Stormy Daniels Ordered to Pay Trump Nearly $300,000 in Legal Fees

Judge says the sum is reimbursement for money spent defending against a meritless defamation suit

Trump’s lawyer, Charles Harder, and his firm sought a higher payback but Judge Otero docked their request by 25%, faulting the amount of time spent researching motions to transfer and throw out the case. Mr. Harder, who charged Mr. Trump $842 an hour, defended his firm’s hours in court last week and said that when the president is being sued, one errs on the side of being safe.

.. Ms. Clifford continues to press against the president and his former attorney, Michael Cohen, to invalidate a nondisclosure agreement

.. Mr. Avenatti distributed a sketch over social media on April 17 of a man Ms. Clifford said threatened her in a Las Vegas parking lot in 2011, a few weeks after she’d discussed her alleged sexual encounter with the president in a celebrity magazine. Mr. Trump tweeted the following day, “A sketch years later about a nonexistent man. A total con job, playing the Fake News Media for Fools (but they know it)!”

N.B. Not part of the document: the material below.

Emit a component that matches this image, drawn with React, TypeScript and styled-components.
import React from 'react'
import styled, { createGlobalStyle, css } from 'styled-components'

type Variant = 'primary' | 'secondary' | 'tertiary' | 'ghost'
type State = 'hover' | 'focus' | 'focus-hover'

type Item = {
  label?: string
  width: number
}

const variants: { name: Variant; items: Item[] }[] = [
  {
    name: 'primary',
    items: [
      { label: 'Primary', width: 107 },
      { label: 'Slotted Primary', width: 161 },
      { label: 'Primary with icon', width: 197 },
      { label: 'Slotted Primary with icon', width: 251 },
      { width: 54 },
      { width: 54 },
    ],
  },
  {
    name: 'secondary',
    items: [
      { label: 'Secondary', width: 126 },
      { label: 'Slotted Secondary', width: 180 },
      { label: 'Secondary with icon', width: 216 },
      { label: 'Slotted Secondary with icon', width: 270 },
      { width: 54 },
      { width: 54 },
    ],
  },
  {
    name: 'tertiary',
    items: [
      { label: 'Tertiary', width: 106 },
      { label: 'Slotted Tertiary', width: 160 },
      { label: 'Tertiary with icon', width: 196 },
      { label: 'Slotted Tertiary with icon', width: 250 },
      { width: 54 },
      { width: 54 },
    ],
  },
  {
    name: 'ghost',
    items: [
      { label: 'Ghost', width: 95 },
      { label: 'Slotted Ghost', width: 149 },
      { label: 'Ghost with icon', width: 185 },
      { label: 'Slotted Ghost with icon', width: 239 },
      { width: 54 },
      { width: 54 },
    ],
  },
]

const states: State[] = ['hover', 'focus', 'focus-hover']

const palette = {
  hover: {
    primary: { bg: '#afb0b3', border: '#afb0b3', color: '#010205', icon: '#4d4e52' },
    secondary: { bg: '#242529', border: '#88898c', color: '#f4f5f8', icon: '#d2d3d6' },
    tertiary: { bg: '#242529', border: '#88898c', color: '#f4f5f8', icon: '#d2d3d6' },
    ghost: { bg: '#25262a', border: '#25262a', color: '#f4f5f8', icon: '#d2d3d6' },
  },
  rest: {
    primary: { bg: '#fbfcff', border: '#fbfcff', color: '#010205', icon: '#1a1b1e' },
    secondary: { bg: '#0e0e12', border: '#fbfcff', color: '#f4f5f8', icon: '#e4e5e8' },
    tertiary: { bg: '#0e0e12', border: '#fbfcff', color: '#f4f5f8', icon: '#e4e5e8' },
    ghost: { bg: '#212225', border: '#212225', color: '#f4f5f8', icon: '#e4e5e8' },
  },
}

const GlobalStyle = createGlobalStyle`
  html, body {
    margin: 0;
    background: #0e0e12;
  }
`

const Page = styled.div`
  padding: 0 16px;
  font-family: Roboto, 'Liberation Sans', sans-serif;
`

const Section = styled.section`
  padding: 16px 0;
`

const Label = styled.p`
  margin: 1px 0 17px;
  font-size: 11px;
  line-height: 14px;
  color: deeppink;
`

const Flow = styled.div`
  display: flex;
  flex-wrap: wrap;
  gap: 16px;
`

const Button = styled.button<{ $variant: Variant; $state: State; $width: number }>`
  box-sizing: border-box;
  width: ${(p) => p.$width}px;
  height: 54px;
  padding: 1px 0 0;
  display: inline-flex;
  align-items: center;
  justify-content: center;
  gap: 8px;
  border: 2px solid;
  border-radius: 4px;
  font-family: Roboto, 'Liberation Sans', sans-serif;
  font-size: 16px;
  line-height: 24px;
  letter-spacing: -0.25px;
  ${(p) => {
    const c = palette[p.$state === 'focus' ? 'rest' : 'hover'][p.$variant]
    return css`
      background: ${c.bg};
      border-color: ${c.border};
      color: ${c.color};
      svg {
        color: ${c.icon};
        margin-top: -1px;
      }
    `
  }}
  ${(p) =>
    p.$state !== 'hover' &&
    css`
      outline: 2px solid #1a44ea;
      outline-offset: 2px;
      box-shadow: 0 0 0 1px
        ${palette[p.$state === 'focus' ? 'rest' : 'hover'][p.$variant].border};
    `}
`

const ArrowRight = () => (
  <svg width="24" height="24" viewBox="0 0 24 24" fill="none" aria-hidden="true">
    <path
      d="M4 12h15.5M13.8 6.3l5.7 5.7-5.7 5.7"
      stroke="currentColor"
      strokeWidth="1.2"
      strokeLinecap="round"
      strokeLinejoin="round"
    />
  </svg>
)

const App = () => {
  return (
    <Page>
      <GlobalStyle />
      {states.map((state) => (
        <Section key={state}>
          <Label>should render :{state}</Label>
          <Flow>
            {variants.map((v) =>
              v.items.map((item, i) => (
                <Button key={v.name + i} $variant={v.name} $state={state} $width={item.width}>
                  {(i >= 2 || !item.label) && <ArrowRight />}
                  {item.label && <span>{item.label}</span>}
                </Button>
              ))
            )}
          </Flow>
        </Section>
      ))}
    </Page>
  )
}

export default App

Ms. Clifford argued in the defamation suit that the tweet attacked the veracity of her account and suggested she was falsely accusing someone of committing a crime against her.

.. Judge Otero said he declined to impose anything more significant because Ms. Clifford’s “unwillingness to resort to litigation” in light of Mr. Trump’s “continuing use of rhetorical hyperbole” suggests she’s already been deterred from filing more meritless defamation claims aimed at curbing free speech.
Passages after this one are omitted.